■ DATA SHOWN ■

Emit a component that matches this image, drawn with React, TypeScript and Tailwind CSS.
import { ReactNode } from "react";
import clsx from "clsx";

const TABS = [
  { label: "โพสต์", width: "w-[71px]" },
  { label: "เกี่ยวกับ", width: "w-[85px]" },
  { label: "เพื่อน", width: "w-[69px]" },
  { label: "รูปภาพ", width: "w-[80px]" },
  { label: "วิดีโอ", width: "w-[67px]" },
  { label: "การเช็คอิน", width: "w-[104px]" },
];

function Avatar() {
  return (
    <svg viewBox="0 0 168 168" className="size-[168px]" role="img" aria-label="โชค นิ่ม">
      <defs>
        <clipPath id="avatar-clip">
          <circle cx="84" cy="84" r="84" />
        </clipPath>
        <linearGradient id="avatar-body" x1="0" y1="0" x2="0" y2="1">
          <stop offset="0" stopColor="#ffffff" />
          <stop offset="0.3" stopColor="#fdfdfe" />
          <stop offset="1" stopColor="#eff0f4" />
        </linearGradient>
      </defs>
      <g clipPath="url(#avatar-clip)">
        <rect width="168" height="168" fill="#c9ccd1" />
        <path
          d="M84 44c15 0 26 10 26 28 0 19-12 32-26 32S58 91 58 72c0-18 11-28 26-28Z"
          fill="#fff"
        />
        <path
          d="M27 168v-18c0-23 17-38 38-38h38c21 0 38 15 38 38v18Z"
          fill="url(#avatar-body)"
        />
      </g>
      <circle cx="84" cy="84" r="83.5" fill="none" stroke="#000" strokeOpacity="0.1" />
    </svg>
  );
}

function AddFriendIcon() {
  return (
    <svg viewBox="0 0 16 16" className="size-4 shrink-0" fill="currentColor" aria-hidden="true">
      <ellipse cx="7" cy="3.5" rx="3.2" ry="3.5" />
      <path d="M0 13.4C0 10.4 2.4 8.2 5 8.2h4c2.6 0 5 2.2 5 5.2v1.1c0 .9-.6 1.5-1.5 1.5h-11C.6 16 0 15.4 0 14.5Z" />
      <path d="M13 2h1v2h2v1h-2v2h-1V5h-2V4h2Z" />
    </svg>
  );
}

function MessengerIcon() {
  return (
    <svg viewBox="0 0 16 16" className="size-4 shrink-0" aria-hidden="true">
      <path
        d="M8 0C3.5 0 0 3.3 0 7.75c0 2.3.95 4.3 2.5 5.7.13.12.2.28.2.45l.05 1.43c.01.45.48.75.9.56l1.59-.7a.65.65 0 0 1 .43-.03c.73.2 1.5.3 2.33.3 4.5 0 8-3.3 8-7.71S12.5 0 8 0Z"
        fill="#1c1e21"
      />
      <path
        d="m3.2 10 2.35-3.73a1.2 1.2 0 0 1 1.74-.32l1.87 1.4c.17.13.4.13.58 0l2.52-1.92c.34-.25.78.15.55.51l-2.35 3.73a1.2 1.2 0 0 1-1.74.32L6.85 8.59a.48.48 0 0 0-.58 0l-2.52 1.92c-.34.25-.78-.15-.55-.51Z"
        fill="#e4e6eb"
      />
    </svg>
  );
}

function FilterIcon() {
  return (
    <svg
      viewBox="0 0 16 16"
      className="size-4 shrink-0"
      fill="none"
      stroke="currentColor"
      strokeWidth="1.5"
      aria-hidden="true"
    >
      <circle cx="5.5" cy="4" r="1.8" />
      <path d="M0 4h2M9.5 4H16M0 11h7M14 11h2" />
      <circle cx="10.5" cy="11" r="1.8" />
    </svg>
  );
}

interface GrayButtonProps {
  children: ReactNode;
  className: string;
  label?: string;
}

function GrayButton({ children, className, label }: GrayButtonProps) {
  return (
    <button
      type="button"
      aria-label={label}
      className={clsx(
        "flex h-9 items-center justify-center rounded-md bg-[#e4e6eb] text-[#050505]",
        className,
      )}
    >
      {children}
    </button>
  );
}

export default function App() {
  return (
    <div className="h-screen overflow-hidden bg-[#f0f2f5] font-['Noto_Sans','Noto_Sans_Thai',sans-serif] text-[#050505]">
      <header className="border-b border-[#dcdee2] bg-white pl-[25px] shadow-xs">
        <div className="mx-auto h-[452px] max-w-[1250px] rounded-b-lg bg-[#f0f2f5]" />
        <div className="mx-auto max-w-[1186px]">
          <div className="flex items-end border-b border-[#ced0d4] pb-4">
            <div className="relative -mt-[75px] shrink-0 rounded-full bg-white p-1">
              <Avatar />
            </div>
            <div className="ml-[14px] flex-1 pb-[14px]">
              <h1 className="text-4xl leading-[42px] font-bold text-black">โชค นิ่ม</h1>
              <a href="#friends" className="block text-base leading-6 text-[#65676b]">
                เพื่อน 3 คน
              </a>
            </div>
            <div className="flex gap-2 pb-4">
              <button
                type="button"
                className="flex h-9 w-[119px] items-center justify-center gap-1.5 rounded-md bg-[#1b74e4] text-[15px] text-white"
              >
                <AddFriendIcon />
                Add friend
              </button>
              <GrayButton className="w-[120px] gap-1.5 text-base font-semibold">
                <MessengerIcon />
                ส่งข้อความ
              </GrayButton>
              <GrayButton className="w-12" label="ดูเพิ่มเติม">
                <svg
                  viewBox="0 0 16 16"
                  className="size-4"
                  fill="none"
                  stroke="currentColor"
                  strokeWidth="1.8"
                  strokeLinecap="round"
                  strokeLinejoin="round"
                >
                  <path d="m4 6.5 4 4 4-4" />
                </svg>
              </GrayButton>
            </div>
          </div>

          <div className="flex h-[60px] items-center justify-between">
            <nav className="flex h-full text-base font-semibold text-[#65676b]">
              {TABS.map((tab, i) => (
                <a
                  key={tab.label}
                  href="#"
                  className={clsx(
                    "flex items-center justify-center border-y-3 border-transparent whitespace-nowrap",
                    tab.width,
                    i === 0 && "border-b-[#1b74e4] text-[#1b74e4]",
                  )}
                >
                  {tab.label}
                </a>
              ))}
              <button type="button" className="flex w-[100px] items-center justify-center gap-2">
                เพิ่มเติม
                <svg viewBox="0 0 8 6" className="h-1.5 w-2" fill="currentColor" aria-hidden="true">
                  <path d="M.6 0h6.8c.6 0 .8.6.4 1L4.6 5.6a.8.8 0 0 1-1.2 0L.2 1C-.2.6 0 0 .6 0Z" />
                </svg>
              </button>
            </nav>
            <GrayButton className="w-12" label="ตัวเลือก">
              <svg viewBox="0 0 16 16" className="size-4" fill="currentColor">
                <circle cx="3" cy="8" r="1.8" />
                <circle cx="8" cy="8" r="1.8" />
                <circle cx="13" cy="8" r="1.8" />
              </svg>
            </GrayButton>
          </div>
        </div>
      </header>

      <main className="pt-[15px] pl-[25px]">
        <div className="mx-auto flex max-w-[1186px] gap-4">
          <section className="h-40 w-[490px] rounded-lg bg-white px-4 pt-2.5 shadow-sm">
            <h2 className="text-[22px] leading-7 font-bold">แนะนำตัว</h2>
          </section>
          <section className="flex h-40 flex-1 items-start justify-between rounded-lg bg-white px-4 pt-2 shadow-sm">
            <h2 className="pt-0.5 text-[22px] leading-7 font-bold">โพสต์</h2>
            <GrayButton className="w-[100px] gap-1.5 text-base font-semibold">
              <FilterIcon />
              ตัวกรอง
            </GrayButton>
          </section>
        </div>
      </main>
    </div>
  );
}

■ WHAT IS NEEDED ■
Every line above should be retyped exactly as given.

■ ANSWER TO THIS EXERCISE ■
Emit a component that matches this image, drawn with React, TypeScript and Tailwind CSS.
import { ReactNode } from "react";
import clsx from "clsx";

const TABS = [
  { label: "โพสต์", width: "w-[71px]" },
  { label: "เกี่ยวกับ", width: "w-[85px]" },
  { label: "เพื่อน", width: "w-[69px]" },
  { label: "รูปภาพ", width: "w-[80px]" },
  { label: "วิดีโอ", width: "w-[67px]" },
  { label: "การเช็คอิน", width: "w-[104px]" },
];

function Avatar() {
  return (
    <svg viewBox="0 0 168 168" className="size-[168px]" role="img" aria-label="โชค นิ่ม">
      <defs>
        <clipPath id="avatar-clip">
          <circle cx="84" cy="84" r="84" />
        </clipPath>
        <linearGradient id="avatar-body" x1="0" y1="0" x2="0" y2="1">
          <stop offset="0" stopColor="#ffffff" />
          <stop offset="0.3" stopColor="#fdfdfe" />
          <stop offset="1" stopColor="#eff0f4" />
        </linearGradient>
      </defs>
      <g clipPath="url(#avatar-clip)">
        <rect width="168" height="168" fill="#c9ccd1" />
        <path
          d="M84 44c15 0 26 10 26 28 0 19-12 32-26 32S58 91 58 72c0-18 11-28 26-28Z"
          fill="#fff"
        />
        <path
          d="M27 168v-18c0-23 17-38 38-38h38c21 0 38 15 38 38v18Z"
          fill="url(#avatar-body)"
        />
      </g>
      <circle cx="84" cy="84" r="83.5" fill="none" stroke="#000" strokeOpacity="0.1" />
    </svg>
  );
}

function AddFriendIcon() {
  return (
    <svg viewBox="0 0 16 16" className="size-4 shrink-0" fill="currentColor" aria-hidden="true">
      <ellipse cx="7" cy="3.5" rx="3.2" ry="3.5" />
      <path d="M0 13.4C0 10.4 2.4 8.2 5 8.2h4c2.6 0 5 2.2 5 5.2v1.1c0 .9-.6 1.5-1.5 1.5h-11C.6 16 0 15.4 0 14.5Z" />
      <path d="M13 2h1v2h2v1h-2v2h-1V5h-2V4h2Z" />
    </svg>
  );
}

function MessengerIcon() {
  return (
    <svg viewBox="0 0 16 16" className="size-4 shrink-0" aria-hidden="true">
      <path
        d="M8 0C3.5 0 0 3.3 0 7.75c0 2.3.95 4.3 2.5 5.7.13.12.2.28.2.45l.05 1.43c.01.45.48.75.9.56l1.59-.7a.65.65 0 0 1 .43-.03c.73.2 1.5.3 2.33.3 4.5 0 8-3.3 8-7.71S12.5 0 8 0Z"
        fill="#1c1e21"
      />
      <path
        d="m3.2 10 2.35-3.73a1.2 1.2 0 0 1 1.74-.32l1.87 1.4c.17.13.4.13.58 0l2.52-1.92c.34-.25.78.15.55.51l-2.35 3.73a1.2 1.2 0 0 1-1.74.32L6.85 8.59a.48.48 0 0 0-.58 0l-2.52 1.92c-.34.25-.78-.15-.55-.51Z"
        fill="#e4e6eb"
      />
    </svg>
  );
}

function FilterIcon() {
  return (
    <svg
      viewBox="0 0 16 16"
      className="size-4 shrink-0"
      fill="none"
      stroke="currentColor"
      strokeWidth="1.5"
      aria-hidden="true"
    >
      <circle cx="5.5" cy="4" r="1.8" />
      <path d="M0 4h2M9.5 4H16M0 11h7M14 11h2" />
      <circle cx="10.5" cy="11" r="1.8" />
    </svg>
  );
}

interface GrayButtonProps {
  children: ReactNode;
  className: string;
  label?: string;
}

function GrayButton({ children, className, label }: GrayButtonProps) {
  return (
    <button
      type="button"
      aria-label={label}
      className={clsx(
        "flex h-9 items-center justify-center rounded-md bg-[#e4e6eb] text-[#050505]",
        className,
      )}
    >
      {children}
    </button>
  );
}

export default function App() {
  return (
    <div className="h-screen overflow-hidden bg-[#f0f2f5] font-['Noto_Sans','Noto_Sans_Thai',sans-serif] text-[#050505]">
      <header className="border-b border-[#dcdee2] bg-white pl-[25px] shadow-xs">
        <div className="mx-auto h-[452px] max-w-[1250px] rounded-b-lg bg-[#f0f2f5]" />
        <div className="mx-auto max-w-[1186px]">
          <div className="flex items-end border-b border-[#ced0d4] pb-4">
            <div className="relative -mt-[75px] shrink-0 rounded-full bg-white p-1">
              <Avatar />
            </div>
            <div className="ml-[14px] flex-1 pb-[14px]">
              <h1 className="text-4xl leading-[42px] font-bold text-black">โชค นิ่ม</h1>
              <a href="#friends" className="block text-base leading-6 text-[#65676b]">
                เพื่อน 3 คน
              </a>
            </div>
            <div className="flex gap-2 pb-4">
              <button
                type="button"
                className="flex h-9 w-[119px] items-center justify-center gap-1.5 rounded-md bg-[#1b74e4] text-[15px] text-white"
              >
                <AddFriendIcon />
                Add friend
              </button>
              <GrayButton className="w-[120px] gap-1.5 text-base font-semibold">
                <MessengerIcon />
                ส่งข้อความ
              </GrayButton>
              <GrayButton className="w-12" label="ดูเพิ่มเติม">
                <svg
                  viewBox="0 0 16 16"
                  className="size-4"
                  fill="none"
                  stroke="currentColor"
                  strokeWidth="1.8"
                  strokeLinecap="round"
                  strokeLinejoin="round"
                >
                  <path d="m4 6.5 4 4 4-4" />
                </svg>
              </GrayButton>
            </div>
          </div>

          <div className="flex h-[60px] items-center justify-between">
            <nav className="flex h-full text-base font-semibold text-[#65676b]">
              {TABS.map((tab, i) => (
                <a
                  key={tab.label}
                  href="#"
                  className={clsx(
                    "flex items-center justify-center border-y-3 border-transparent whitespace-nowrap",
                    tab.width,
                    i === 0 && "border-b-[#1b74e4] text-[#1b74e4]",
                  )}
                >
                  {tab.label}
                </a>
              ))}
              <button type="button" className="flex w-[100px] items-center justify-center gap-2">
                เพิ่มเติม
                <svg viewBox="0 0 8 6" className="h-1.5 w-2" fill="currentColor" aria-hidden="true">
                  <path d="M.6 0h6.8c.6 0 .8.6.4 1L4.6 5.6a.8.8 0 0 1-1.2 0L.2 1C-.2.6 0 0 .6 0Z" />
                </svg>
              </button>
            </nav>
            <GrayButton className="w-12" label="ตัวเลือก">
              <svg viewBox="0 0 16 16" className="size-4" fill="currentColor">
                <circle cx="3" cy="8" r="1.8" />
                <circle cx="8" cy="8" r="1.8" />
                <circle cx="13" cy="8" r="1.8" />
              </svg>
            </GrayButton>
          </div>
        </div>
      </header>

      <main className="pt-[15px] pl-[25px]">
        <div className="mx-auto flex max-w-[1186px] gap-4">
          <section className="h-40 w-[490px] rounded-lg bg-white px-4 pt-2.5 shadow-sm">
            <h2 className="text-[22px] leading-7 font-bold">แนะนำตัว</h2>
          </section>
          <section className="flex h-40 flex-1 items-start justify-between rounded-lg bg-white px-4 pt-2 shadow-sm">
            <h2 className="pt-0.5 text-[22px] leading-7 font-bold">โพสต์</h2>
            <GrayButton className="w-[100px] gap-1.5 text-base font-semibold">
              <FilterIcon />
              ตัวกรอง
            </GrayButton>
          </section>
        </div>
      </main>
    </div>
  );
}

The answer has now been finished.